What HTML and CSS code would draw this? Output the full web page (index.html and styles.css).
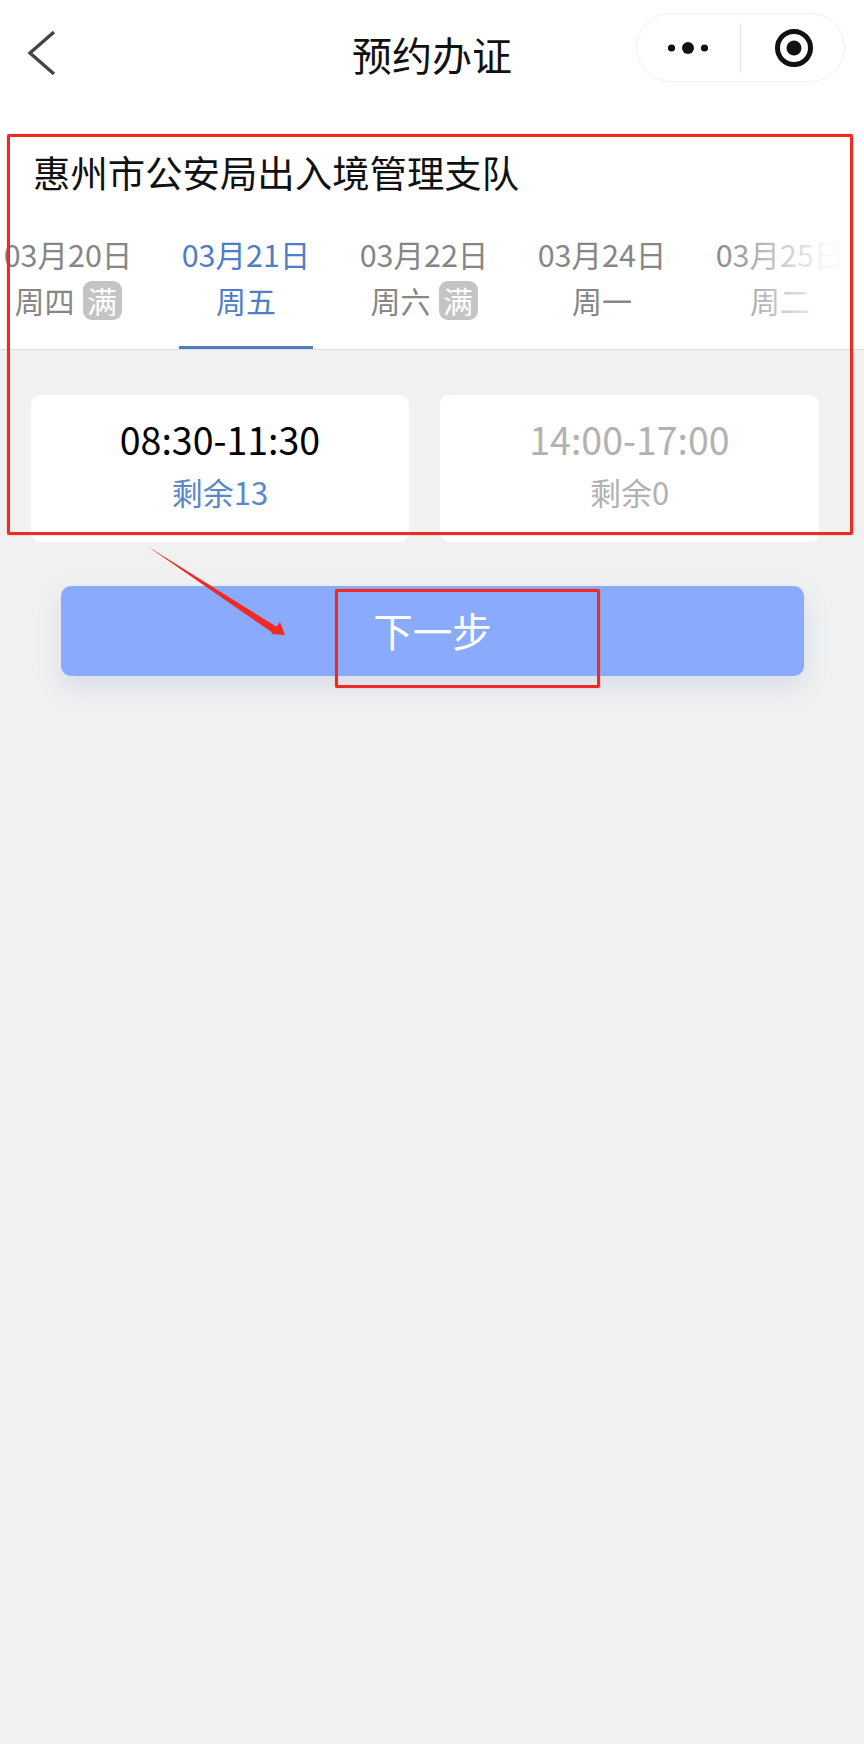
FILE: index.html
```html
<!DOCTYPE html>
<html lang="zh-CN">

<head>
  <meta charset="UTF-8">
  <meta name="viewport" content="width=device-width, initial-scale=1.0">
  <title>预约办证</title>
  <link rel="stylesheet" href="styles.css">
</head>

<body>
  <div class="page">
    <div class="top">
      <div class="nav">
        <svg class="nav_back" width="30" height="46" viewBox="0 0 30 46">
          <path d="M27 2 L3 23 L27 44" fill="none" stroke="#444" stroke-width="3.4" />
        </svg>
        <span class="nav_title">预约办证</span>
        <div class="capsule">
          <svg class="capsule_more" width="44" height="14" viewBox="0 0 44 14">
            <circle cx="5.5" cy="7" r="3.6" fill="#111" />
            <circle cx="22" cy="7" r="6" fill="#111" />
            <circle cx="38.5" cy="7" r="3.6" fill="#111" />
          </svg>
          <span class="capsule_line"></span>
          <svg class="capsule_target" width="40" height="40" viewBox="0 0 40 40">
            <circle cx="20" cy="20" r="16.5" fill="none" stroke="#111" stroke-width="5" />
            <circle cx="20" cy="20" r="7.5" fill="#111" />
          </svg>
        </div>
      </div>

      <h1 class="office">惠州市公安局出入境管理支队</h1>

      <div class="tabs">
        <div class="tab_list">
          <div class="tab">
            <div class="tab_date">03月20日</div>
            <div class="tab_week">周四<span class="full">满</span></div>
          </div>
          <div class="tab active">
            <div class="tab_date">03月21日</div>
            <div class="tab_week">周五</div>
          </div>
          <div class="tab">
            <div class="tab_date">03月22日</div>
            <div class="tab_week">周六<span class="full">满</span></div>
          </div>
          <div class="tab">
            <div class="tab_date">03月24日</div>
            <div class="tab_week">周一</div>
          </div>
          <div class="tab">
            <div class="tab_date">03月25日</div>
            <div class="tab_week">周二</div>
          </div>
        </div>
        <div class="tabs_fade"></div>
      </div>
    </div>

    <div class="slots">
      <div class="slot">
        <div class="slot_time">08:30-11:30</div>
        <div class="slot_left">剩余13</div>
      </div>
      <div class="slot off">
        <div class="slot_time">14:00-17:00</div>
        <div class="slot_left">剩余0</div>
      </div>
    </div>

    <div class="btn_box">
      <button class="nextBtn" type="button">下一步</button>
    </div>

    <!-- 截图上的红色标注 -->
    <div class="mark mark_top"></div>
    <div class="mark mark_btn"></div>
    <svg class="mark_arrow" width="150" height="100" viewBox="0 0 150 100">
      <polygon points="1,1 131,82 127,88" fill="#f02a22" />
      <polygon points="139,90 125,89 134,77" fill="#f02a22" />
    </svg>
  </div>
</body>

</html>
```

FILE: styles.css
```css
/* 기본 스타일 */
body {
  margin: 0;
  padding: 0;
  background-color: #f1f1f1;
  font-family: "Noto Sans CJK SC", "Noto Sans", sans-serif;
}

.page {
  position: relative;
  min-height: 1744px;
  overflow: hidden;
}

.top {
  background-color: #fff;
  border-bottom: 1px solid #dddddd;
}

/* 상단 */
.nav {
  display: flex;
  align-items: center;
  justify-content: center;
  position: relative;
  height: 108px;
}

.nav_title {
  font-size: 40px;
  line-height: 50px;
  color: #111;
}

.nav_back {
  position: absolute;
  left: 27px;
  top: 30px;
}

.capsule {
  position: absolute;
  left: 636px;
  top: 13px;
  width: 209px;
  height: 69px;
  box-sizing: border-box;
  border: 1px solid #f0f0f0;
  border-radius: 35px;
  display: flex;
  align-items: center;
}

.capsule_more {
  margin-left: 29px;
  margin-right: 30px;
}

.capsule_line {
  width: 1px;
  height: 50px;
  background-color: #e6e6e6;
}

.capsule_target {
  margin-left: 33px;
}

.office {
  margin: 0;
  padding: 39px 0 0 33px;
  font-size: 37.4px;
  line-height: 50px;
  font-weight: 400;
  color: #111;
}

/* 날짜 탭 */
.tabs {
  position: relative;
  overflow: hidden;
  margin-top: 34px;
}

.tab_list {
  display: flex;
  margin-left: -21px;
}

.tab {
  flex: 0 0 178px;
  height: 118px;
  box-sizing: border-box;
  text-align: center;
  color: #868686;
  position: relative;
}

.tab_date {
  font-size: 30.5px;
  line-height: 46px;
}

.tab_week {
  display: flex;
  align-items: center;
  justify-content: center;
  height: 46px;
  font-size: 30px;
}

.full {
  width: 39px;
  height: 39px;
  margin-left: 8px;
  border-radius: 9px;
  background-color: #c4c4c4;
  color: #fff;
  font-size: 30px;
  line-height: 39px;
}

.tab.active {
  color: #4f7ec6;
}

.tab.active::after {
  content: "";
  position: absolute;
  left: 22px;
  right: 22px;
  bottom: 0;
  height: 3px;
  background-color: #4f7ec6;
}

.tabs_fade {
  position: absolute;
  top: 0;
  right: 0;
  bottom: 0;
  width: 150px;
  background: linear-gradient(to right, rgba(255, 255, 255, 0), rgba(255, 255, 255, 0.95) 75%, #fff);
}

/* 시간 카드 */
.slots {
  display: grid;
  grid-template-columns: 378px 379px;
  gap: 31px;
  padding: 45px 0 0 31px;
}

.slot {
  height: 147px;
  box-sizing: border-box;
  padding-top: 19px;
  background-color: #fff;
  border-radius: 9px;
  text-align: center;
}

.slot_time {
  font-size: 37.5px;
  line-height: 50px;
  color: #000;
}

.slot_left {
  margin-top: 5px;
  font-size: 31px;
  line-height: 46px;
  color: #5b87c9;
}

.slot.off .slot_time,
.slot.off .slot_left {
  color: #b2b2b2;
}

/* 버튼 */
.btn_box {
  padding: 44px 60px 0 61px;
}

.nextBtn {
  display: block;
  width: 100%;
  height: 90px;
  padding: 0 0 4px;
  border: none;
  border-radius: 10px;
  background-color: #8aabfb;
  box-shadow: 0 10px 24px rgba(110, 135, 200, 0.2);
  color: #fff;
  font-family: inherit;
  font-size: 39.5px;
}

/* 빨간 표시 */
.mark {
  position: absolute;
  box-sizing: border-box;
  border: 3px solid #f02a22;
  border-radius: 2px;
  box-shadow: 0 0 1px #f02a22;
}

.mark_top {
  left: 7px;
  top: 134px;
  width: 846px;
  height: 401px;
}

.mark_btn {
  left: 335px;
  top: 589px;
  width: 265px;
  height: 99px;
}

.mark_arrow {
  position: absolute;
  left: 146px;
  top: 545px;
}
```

*-*-*

◆ Work to do ◆
Check each line above for the word "full" and copy the ones that have it.

◆ Output for this task ◆
What HTML and CSS code would draw this? Output the full web page (index.html and styles.css).
            <div class="tab_week">周四<span class="full">满</span></div>
            <div class="tab_week">周六<span class="full">满</span></div>
.full {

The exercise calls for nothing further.